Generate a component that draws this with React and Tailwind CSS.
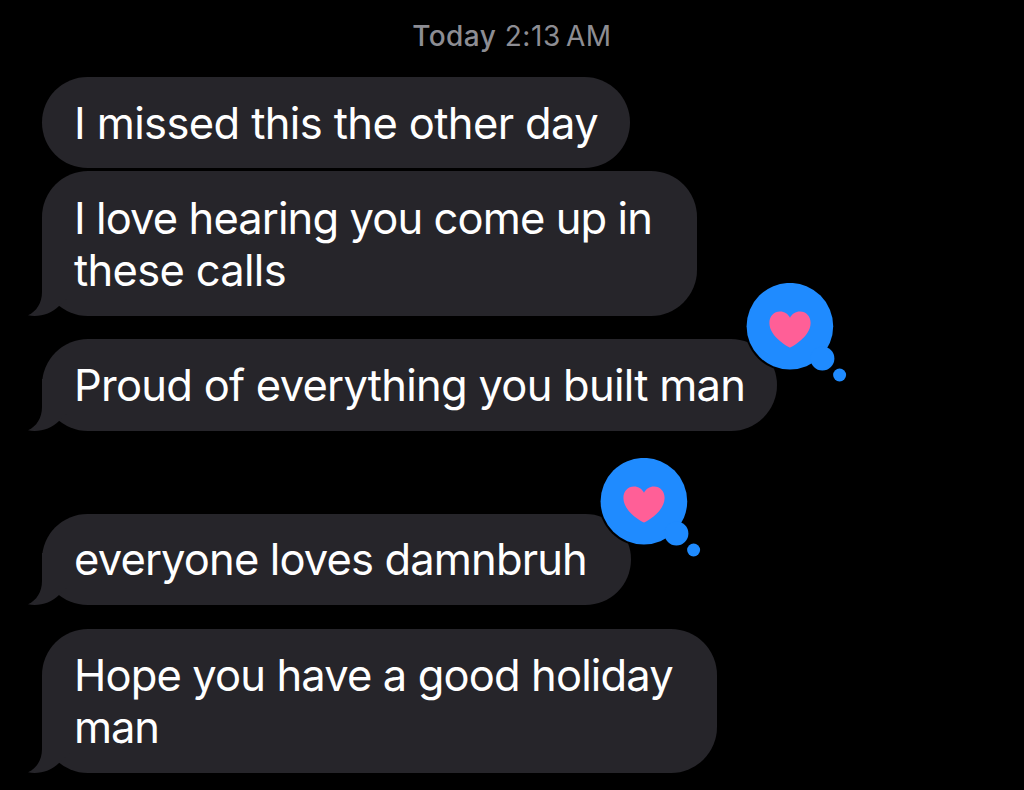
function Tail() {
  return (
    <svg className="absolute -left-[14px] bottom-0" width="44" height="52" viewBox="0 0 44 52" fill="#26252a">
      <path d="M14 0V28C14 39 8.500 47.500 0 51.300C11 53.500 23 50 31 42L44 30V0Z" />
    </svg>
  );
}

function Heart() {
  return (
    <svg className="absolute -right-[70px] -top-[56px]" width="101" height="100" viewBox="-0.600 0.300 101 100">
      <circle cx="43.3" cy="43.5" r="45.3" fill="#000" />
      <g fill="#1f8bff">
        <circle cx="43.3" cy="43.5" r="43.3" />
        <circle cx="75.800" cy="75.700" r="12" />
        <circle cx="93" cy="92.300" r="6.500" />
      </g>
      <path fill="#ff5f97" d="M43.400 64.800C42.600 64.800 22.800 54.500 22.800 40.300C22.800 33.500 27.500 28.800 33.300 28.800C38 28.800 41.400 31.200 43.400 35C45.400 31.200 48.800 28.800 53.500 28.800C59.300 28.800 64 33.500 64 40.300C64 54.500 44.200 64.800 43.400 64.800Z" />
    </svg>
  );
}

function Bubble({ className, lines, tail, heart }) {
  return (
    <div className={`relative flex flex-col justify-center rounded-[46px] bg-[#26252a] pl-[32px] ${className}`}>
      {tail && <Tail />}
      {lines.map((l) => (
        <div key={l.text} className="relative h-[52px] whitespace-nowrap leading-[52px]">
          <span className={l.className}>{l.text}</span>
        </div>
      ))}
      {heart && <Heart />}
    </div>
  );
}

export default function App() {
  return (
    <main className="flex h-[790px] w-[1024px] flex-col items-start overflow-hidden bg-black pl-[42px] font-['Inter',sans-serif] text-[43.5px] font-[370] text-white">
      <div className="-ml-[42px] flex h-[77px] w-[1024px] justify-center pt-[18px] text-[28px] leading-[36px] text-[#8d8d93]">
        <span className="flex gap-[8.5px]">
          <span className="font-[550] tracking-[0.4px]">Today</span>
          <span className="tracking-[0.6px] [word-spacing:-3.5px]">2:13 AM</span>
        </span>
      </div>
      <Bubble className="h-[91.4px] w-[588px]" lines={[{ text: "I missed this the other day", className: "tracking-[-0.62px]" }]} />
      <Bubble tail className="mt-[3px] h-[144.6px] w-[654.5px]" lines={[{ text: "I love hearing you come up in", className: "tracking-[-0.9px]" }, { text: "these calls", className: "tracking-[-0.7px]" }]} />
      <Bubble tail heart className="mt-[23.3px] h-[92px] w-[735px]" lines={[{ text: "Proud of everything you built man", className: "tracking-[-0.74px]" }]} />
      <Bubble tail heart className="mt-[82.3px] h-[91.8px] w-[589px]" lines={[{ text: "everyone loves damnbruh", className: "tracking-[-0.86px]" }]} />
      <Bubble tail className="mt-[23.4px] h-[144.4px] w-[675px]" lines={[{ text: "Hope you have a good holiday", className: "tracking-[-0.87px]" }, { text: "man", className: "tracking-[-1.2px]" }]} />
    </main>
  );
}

---*---

* [Directions for this task]
Reproduce the data word for word, excluding its pictures.

* [Response to the task]
Generate a component that draws this with React and Tailwind CSS.
function Tail() {
  return (
    <svg className="absolute -left-[14px] bottom-0" width="44" height="52" viewBox="0 0 44 52" fill="#26252a">
      <path d="M14 0V28C14 39 8.500 47.500 0 51.300C11 53.500 23 50 31 42L44 30V0Z" />
    </svg>
  );
}

function Heart() {
  return (
    <svg className="absolute -right-[70px] -top-[56px]" width="101" height="100" viewBox="-0.600 0.300 101 100">
      <circle cx="43.3" cy="43.5" r="45.3" fill="#000" />
      <g fill="#1f8bff">
        <circle cx="43.3" cy="43.5" r="43.3" />
        <circle cx="75.800" cy="75.700" r="12" />
        <circle cx="93" cy="92.300" r="6.500" />
      </g>
      <path fill="#ff5f97" d="M43.400 64.800C42.600 64.800 22.800 54.500 22.800 40.300C22.800 33.500 27.500 28.800 33.300 28.800C38 28.800 41.400 31.200 43.400 35C45.400 31.200 48.800 28.800 53.500 28.800C59.300 28.800 64 33.500 64 40.300C64 54.500 44.200 64.800 43.400 64.800Z" />
    </svg>
  );
}

function Bubble({ className, lines, tail, heart }) {
  return (
    <div className={`relative flex flex-col justify-center rounded-[46px] bg-[#26252a] pl-[32px] ${className}`}>
      {tail && <Tail />}
      {lines.map((l) => (
        <div key={l.text} className="relative h-[52px] whitespace-nowrap leading-[52px]">
          <span className={l.className}>{l.text}</span>
        </div>
      ))}
      {heart && <Heart />}
    </div>
  );
}

export default function App() {
  return (
    <main className="flex h-[790px] w-[1024px] flex-col items-start overflow-hidden bg-black pl-[42px] font-['Inter',sans-serif] text-[43.5px] font-[370] text-white">
      <div className="-ml-[42px] flex h-[77px] w-[1024px] justify-center pt-[18px] text-[28px] leading-[36px] text-[#8d8d93]">
        <span className="flex gap-[8.5px]">
          <span className="font-[550] tracking-[0.4px]">Today</span>
          <span className="tracking-[0.6px] [word-spacing:-3.5px]">2:13 AM</span>
        </span>
      </div>
      <Bubble className="h-[91.4px] w-[588px]" lines={[{ text: "I missed this the other day", className: "tracking-[-0.62px]" }]} />
      <Bubble tail className="mt-[3px] h-[144.6px] w-[654.5px]" lines={[{ text: "I love hearing you come up in", className: "tracking-[-0.9px]" }, { text: "these calls", className: "tracking-[-0.7px]" }]} />
      <Bubble tail heart className="mt-[23.3px] h-[92px] w-[735px]" lines={[{ text: "Proud of everything you built man", className: "tracking-[-0.74px]" }]} />
      <Bubble tail heart className="mt-[82.3px] h-[91.8px] w-[589px]" lines={[{ text: "everyone loves damnbruh", className: "tracking-[-0.86px]" }]} />
      <Bubble tail className="mt-[23.4px] h-[144.4px] w-[675px]" lines={[{ text: "Hope you have a good holiday", className: "tracking-[-0.87px]" }, { text: "man", className: "tracking-[-1.2px]" }]} />
    </main>
  );
}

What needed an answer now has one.